秘密の暴露か否か
出典: フリー百科事典『ウィキペディア(Wikipedia)』 (2022/06/02 11:59 UTC 版)
「富山・長野連続女性誘拐殺人事件」の記事における「秘密の暴露か否か」の解説
第17回公判(1981年7月14日)では、検察官が新たな証拠として、警察庁科学警察研究所の鑑定書2通などを申請したが、同鑑定書によれば、Aが着用していたジーパンや下着から、睡眠薬の成分の代謝物が検出された一方、Bが着用していたカーディガンの左肩・襟の裏からはMの毛髪が検出されたが、北野の毛髪は検出されていなかった。これは、検察官による冒頭陳述の「富山事件ではAに睡眠薬を飲ませるつもりだったが、『錠剤は飲めない』というので、睡眠薬を飲ませるのではなく、疲れて寝入ったところを絞殺した」「長野事件では、北野がMとともに殺害・死体遺棄を実行した」という主張とは矛盾するものだった。 一方で検察官は、北野が長野事件で取り調べを受けていた際の調書に、「北野はMから『富山事件でAを殺した際、睡眠薬でAを眠らせた上で絞殺した』と聞いた」という記載がある一方、Mの調書には富山事件での睡眠薬使用に関する記載がないことについて触れ、「後に判明した事実に言及した北野の供述は、『秘密の暴露』に当たる」と主張した。

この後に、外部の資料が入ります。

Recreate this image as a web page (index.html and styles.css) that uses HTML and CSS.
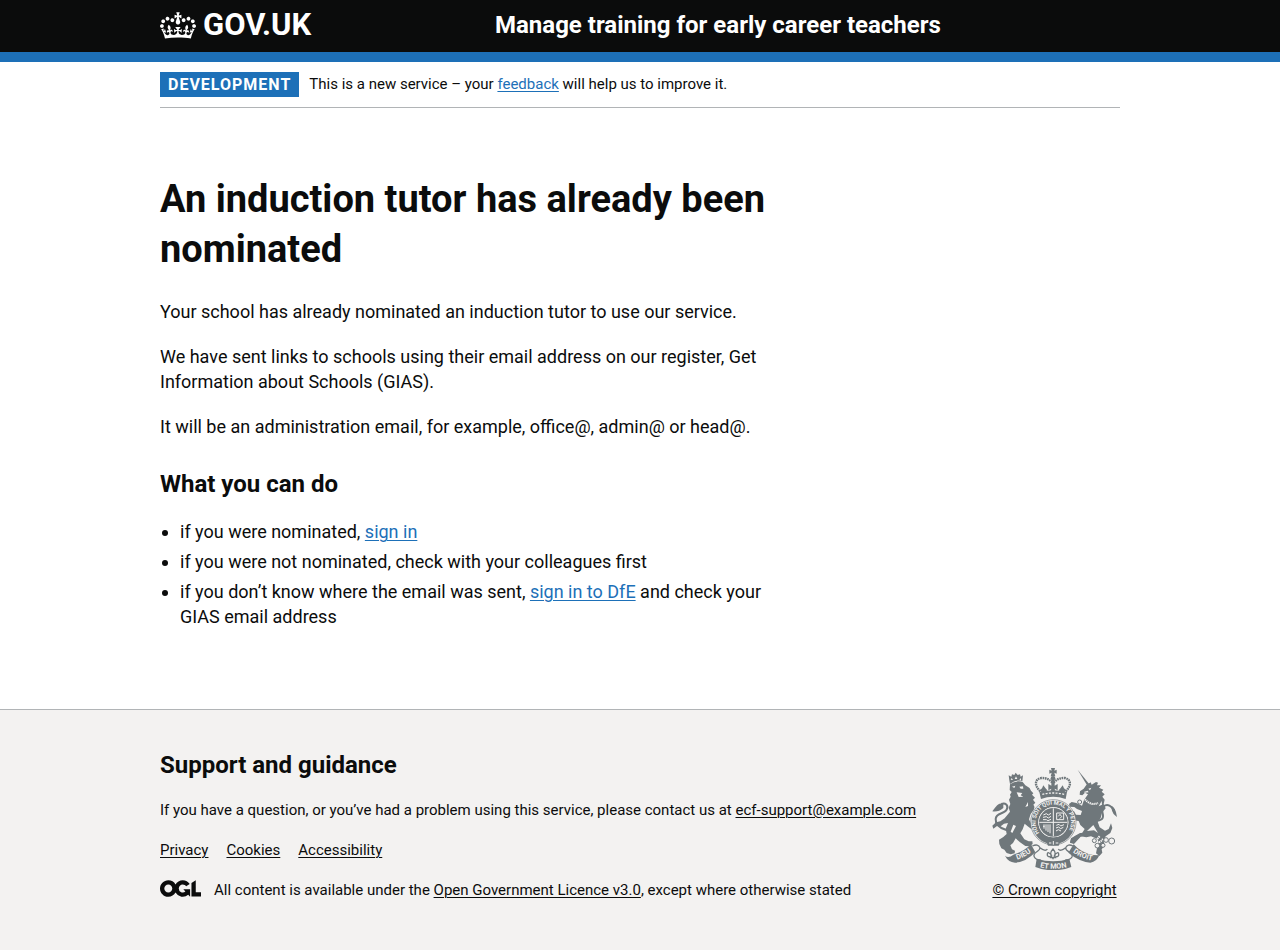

これに対し、北野はその調書について、「取調官から『Mが富山事件の際、Aに睡眠薬を飲ませたことは間違いない』と教えられ、誘導されたものだ」と供述し、北野側は「捜査本部は当時、Mが富山事件前に睡眠薬を購入していた事実を把握していた。また、長野事件で被害者Bに睡眠薬が使用されたことを疑い、鑑定を進めていたことから、Aにも睡眠薬が使用されたことは容易に推認し得たもので、秘密の暴露(犯人しか知り得ない情報で、捜査機関が全く知らなかったことが自白によって初めて明らかになったもの)には該当しない」と反論した。 1983年7月には、フェアレディZ助手席に付着していた尿の鑑定が行われ、血液型からAのものと判明。失禁量などから、(それまで不明だった)Aの殺害場所は、フェアレディZの車内と特定された。1984年7月には、Bに付着していたMの毛髪の位置が再鑑定された結果、Mが殺害実行犯であることが裏付けられた。